The entries below contain pictures. Retype everything except those pictures, exactly as given.

## BEGIN TASK INPUTS

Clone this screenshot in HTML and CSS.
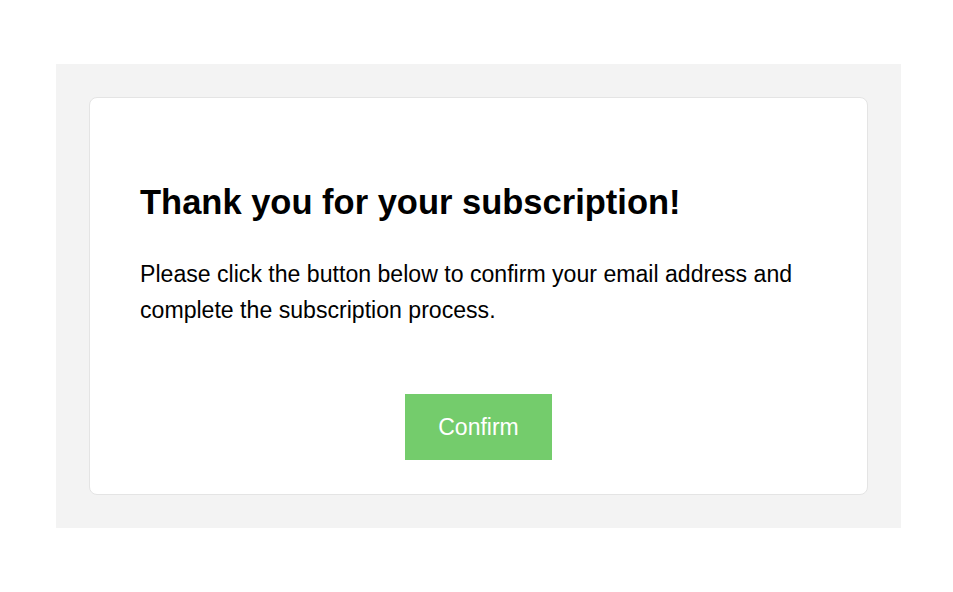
FILE: index.html
```html
<!DOCTYPE html>
<html>
<head>
<meta charset="utf-8">
<link rel="stylesheet" href="styles.css">
</head>
<body>
<div class="outer">
  <div class="card">
    <h1 class="title">Thank you for your subscription!</h1>
    <p class="text">Please click the button below to confirm your email address and complete the subscription process.</p>
    <div class="actions">
      <a class="btn" href="#">Confirm</a>
    </div>
  </div>
</div>
</body>
</html>
```
FILE: styles.css
```css
html, body {
  margin: 0;
  padding: 0;
  background: #ffffff;
  font-family: "Liberation Sans", Arial, sans-serif;
}
body {
  padding: 64px 52px 0 56px;
}
.outer {
  background: #f3f3f3;
  padding: 33px;
  height: 464px;
  box-sizing: border-box;
}
.card {
  background: #ffffff;
  border: 1px solid #e4e4e4;
  border-radius: 8px;
  height: 398px;
  box-sizing: border-box;
  padding: 84px 50px 0 50px;
}
.title {
  margin: 0;
  font-size: 34.5px;
  font-weight: bold;
  line-height: 40px;
  color: #000;
}
.text {
  margin: 34px 0 0 0;
  font-size: 23.1px;
  line-height: 36px;
  color: #000;
}
.actions {
  display: flex;
  justify-content: center;
  margin-top: 66px;
}
.btn {
  display: block;
  width: 147px;
  height: 66px;
  line-height: 66px;
  text-align: center;
  background: #74cc6c;
  color: #ffffff;
  font-size: 23px;
  text-decoration: none;
}
```
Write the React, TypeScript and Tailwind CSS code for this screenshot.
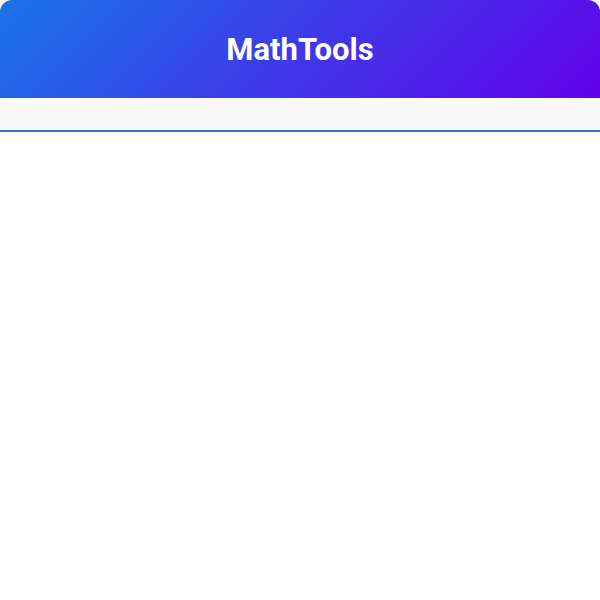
import React from "react";

export default function App() {
  return (
    <div className="w-[600px] h-[600px] bg-white" style={{ fontFamily: "Roboto, 'Noto Sans', sans-serif" }}>
      <header className="h-[98px] rounded-t-[12px] bg-[linear-gradient(135deg,#1a73e8,#6200ea)] flex items-center justify-center">
        <h1 className="text-[31px] font-bold text-white leading-none">MathTools</h1>
      </header>
      <nav className="h-[34px] bg-[#f9f9f9] border-b-2 border-[#2f76d2]"></nav>
    </div>
  );
}
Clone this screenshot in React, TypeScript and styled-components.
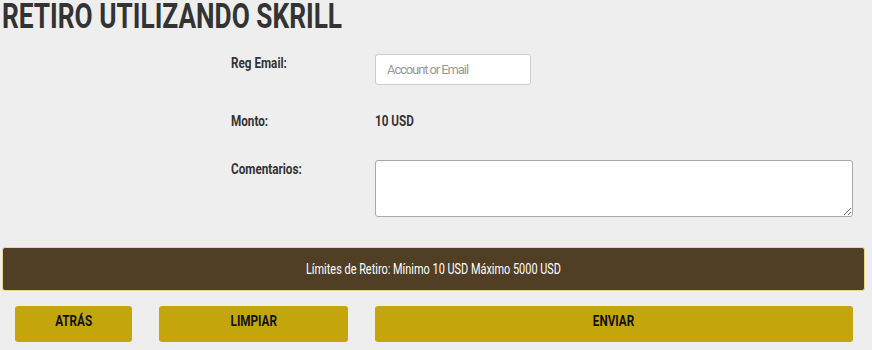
import React from "react";
import styled, { createGlobalStyle } from "styled-components";

const GlobalStyle = createGlobalStyle`
  html, body {
    margin: 0;
    padding: 0;
    background: #eeeeee;
  }
  body {
    font-family: Roboto, "Liberation Sans", sans-serif;
    color: #333333;
  }
`;

// the original face is a narrow display font; squeeze Roboto to its width
const Narrow = styled.span<{ $scale?: number; $origin?: string }>`
  display: inline-block;
  white-space: nowrap;
  transform: scaleX(${(p) => p.$scale ?? 0.78});
  transform-origin: ${(p) => p.$origin ?? "left"} center;
`;

const Page = styled.div`
  width: 872px;
  height: 350px;
  overflow: hidden;
`;

const Title = styled.h1`
  margin: -4px 0 0;
  padding: 0 0 0 2px;
  font-size: 35px;
  line-height: 41px;
  font-weight: 700;
  color: #333333;
  text-transform: uppercase;
`;

const FormGrid = styled.div`
  display: grid;
  grid-template-columns: 144px 1fr;
  padding: 17px 19px 0 231px;
`;

const Label = styled.div`
  font-size: 15px;
  line-height: 18px;
  font-weight: 700;
  color: #333333;
`;

const Field = styled.div<{ $height: number }>`
  height: ${(p) => p.$height}px;
`;

const TextInput = styled.input`
  box-sizing: border-box;
  display: block;
  width: 156px;
  height: 31px;
  padding: 0 11px;
  border: 1px solid #cccccc;
  border-radius: 3px;
  background: #ffffff;
  font-family: inherit;
  font-size: 13px;
  letter-spacing: -1.1px;
  color: #333333;
  outline: none;

  &::placeholder {
    color: #999999;
  }
`;

const Value = styled.div`
  font-size: 15px;
  line-height: 18px;
  font-weight: 700;
  color: #333333;
`;

const TextArea = styled.textarea`
  display: block;
  box-sizing: border-box;
  width: 100%;
  height: 57px;
  border: 1px solid #a9a9a9;
  border-radius: 3px;
  background: #ffffff;
  font-family: inherit;
  outline: none;
`;

const Banner = styled.div`
  box-sizing: border-box;
  margin: 30px 7px 0 2px;
  height: 44px;
  display: flex;
  align-items: center;
  justify-content: center;
  background: #513f25;
  border: 1px solid #e6d98f;
  border-radius: 3px;
  color: #ffffff;
  font-size: 14px;
`;

const ButtonRow = styled.div`
  display: grid;
  grid-template-columns: 117px 189px 1fr;
  column-gap: 27px;
  padding: 15px 19px 0 15px;
`;

const ActionButton = styled.button`
  height: 36px;
  padding: 0 0 7px;
  border: none;
  border-radius: 3px;
  background: #c5a50c;
  color: #111111;
  font-family: inherit;
  font-size: 15px;
  font-weight: 700;
  cursor: pointer;
`;

export default function App() {
  return (
    <Page>
      <GlobalStyle />
      <Title>
        <Narrow $scale={0.75}>Retiro utilizando Skrill</Narrow>
      </Title>
      <FormGrid>
        <Label>
          <Narrow>Reg Email:</Narrow>
        </Label>
        <Field $height={58}>
          <TextInput placeholder="Account or Email" />
        </Field>
        <Label>
          <Narrow>Monto:</Narrow>
        </Label>
        <Field $height={48}>
          <Value>
            <Narrow>10 USD</Narrow>
          </Value>
        </Field>
        <Label>
          <Narrow>Comentarios:</Narrow>
        </Label>
        <Field $height={57}>
          <TextArea />
        </Field>
      </FormGrid>
      <Banner>
        <Narrow $origin="center">
          Límites de Retiro: Mínimo 10 USD Máximo 5000 USD
        </Narrow>
      </Banner>
      <ButtonRow>
        <ActionButton>
          <Narrow $origin="center">ATRÁS</Narrow>
        </ActionButton>
        <ActionButton>
          <Narrow $origin="center">LIMPIAR</Narrow>
        </ActionButton>
        <ActionButton>
          <Narrow $origin="center">ENVIAR</Narrow>
        </ActionButton>
      </ButtonRow>
    </Page>
  );
}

## END TASK INPUTS

◆ FULL SOLUTION ◆
Clone this screenshot in HTML and CSS.
FILE: index.html
```html
<!DOCTYPE html>
<html>
<head>
<meta charset="utf-8">
<link rel="stylesheet" href="styles.css">
</head>
<body>
<div class="outer">
  <div class="card">
    <h1 class="title">Thank you for your subscription!</h1>
    <p class="text">Please click the button below to confirm your email address and complete the subscription process.</p>
    <div class="actions">
      <a class="btn" href="#">Confirm</a>
    </div>
  </div>
</div>
</body>
</html>
```
FILE: styles.css
```css
html, body {
  margin: 0;
  padding: 0;
  background: #ffffff;
  font-family: "Liberation Sans", Arial, sans-serif;
}
body {
  padding: 64px 52px 0 56px;
}
.outer {
  background: #f3f3f3;
  padding: 33px;
  height: 464px;
  box-sizing: border-box;
}
.card {
  background: #ffffff;
  border: 1px solid #e4e4e4;
  border-radius: 8px;
  height: 398px;
  box-sizing: border-box;
  padding: 84px 50px 0 50px;
}
.title {
  margin: 0;
  font-size: 34.5px;
  font-weight: bold;
  line-height: 40px;
  color: #000;
}
.text {
  margin: 34px 0 0 0;
  font-size: 23.1px;
  line-height: 36px;
  color: #000;
}
.actions {
  display: flex;
  justify-content: center;
  margin-top: 66px;
}
.btn {
  display: block;
  width: 147px;
  height: 66px;
  line-height: 66px;
  text-align: center;
  background: #74cc6c;
  color: #ffffff;
  font-size: 23px;
  text-decoration: none;
}
```
Write the React, TypeScript and Tailwind CSS code for this screenshot.
import React from "react";

export default function App() {
  return (
    <div className="w-[600px] h-[600px] bg-white" style={{ fontFamily: "Roboto, 'Noto Sans', sans-serif" }}>
      <header className="h-[98px] rounded-t-[12px] bg-[linear-gradient(135deg,#1a73e8,#6200ea)] flex items-center justify-center">
        <h1 className="text-[31px] font-bold text-white leading-none">MathTools</h1>
      </header>
      <nav className="h-[34px] bg-[#f9f9f9] border-b-2 border-[#2f76d2]"></nav>
    </div>
  );
}
Clone this screenshot in React, TypeScript and styled-components.
import React from "react";
import styled, { createGlobalStyle } from "styled-components";

const GlobalStyle = createGlobalStyle`
  html, body {
    margin: 0;
    padding: 0;
    background: #eeeeee;
  }
  body {
    font-family: Roboto, "Liberation Sans", sans-serif;
    color: #333333;
  }
`;

// the original face is a narrow display font; squeeze Roboto to its width
const Narrow = styled.span<{ $scale?: number; $origin?: string }>`
  display: inline-block;
  white-space: nowrap;
  transform: scaleX(${(p) => p.$scale ?? 0.78});
  transform-origin: ${(p) => p.$origin ?? "left"} center;
`;

const Page = styled.div`
  width: 872px;
  height: 350px;
  overflow: hidden;
`;

const Title = styled.h1`
  margin: -4px 0 0;
  padding: 0 0 0 2px;
  font-size: 35px;
  line-height: 41px;
  font-weight: 700;
  color: #333333;
  text-transform: uppercase;
`;

const FormGrid = styled.div`
  display: grid;
  grid-template-columns: 144px 1fr;
  padding: 17px 19px 0 231px;
`;

const Label = styled.div`
  font-size: 15px;
  line-height: 18px;
  font-weight: 700;
  color: #333333;
`;

const Field = styled.div<{ $height: number }>`
  height: ${(p) => p.$height}px;
`;

const TextInput = styled.input`
  box-sizing: border-box;
  display: block;
  width: 156px;
  height: 31px;
  padding: 0 11px;
  border: 1px solid #cccccc;
  border-radius: 3px;
  background: #ffffff;
  font-family: inherit;
  font-size: 13px;
  letter-spacing: -1.1px;
  color: #333333;
  outline: none;

  &::placeholder {
    color: #999999;
  }
`;

const Value = styled.div`
  font-size: 15px;
  line-height: 18px;
  font-weight: 700;
  color: #333333;
`;

const TextArea = styled.textarea`
  display: block;
  box-sizing: border-box;
  width: 100%;
  height: 57px;
  border: 1px solid #a9a9a9;
  border-radius: 3px;
  background: #ffffff;
  font-family: inherit;
  outline: none;
`;

const Banner = styled.div`
  box-sizing: border-box;
  margin: 30px 7px 0 2px;
  height: 44px;
  display: flex;
  align-items: center;
  justify-content: center;
  background: #513f25;
  border: 1px solid #e6d98f;
  border-radius: 3px;
  color: #ffffff;
  font-size: 14px;
`;

const ButtonRow = styled.div`
  display: grid;
  grid-template-columns: 117px 189px 1fr;
  column-gap: 27px;
  padding: 15px 19px 0 15px;
`;

const ActionButton = styled.button`
  height: 36px;
  padding: 0 0 7px;
  border: none;
  border-radius: 3px;
  background: #c5a50c;
  color: #111111;
  font-family: inherit;
  font-size: 15px;
  font-weight: 700;
  cursor: pointer;
`;

export default function App() {
  return (
    <Page>
      <GlobalStyle />
      <Title>
        <Narrow $scale={0.75}>Retiro utilizando Skrill</Narrow>
      </Title>
      <FormGrid>
        <Label>
          <Narrow>Reg Email:</Narrow>
        </Label>
        <Field $height={58}>
          <TextInput placeholder="Account or Email" />
        </Field>
        <Label>
          <Narrow>Monto:</Narrow>
        </Label>
        <Field $height={48}>
          <Value>
            <Narrow>10 USD</Narrow>
          </Value>
        </Field>
        <Label>
          <Narrow>Comentarios:</Narrow>
        </Label>
        <Field $height={57}>
          <TextArea />
        </Field>
      </FormGrid>
      <Banner>
        <Narrow $origin="center">
          Límites de Retiro: Mínimo 10 USD Máximo 5000 USD
        </Narrow>
      </Banner>
      <ButtonRow>
        <ActionButton>
          <Narrow $origin="center">ATRÁS</Narrow>
        </ActionButton>
        <ActionButton>
          <Narrow $origin="center">LIMPIAR</Narrow>
        </ActionButton>
        <ActionButton>
          <Narrow $origin="center">ENVIAR</Narrow>
        </ActionButton>
      </ButtonRow>
    </Page>
  );
}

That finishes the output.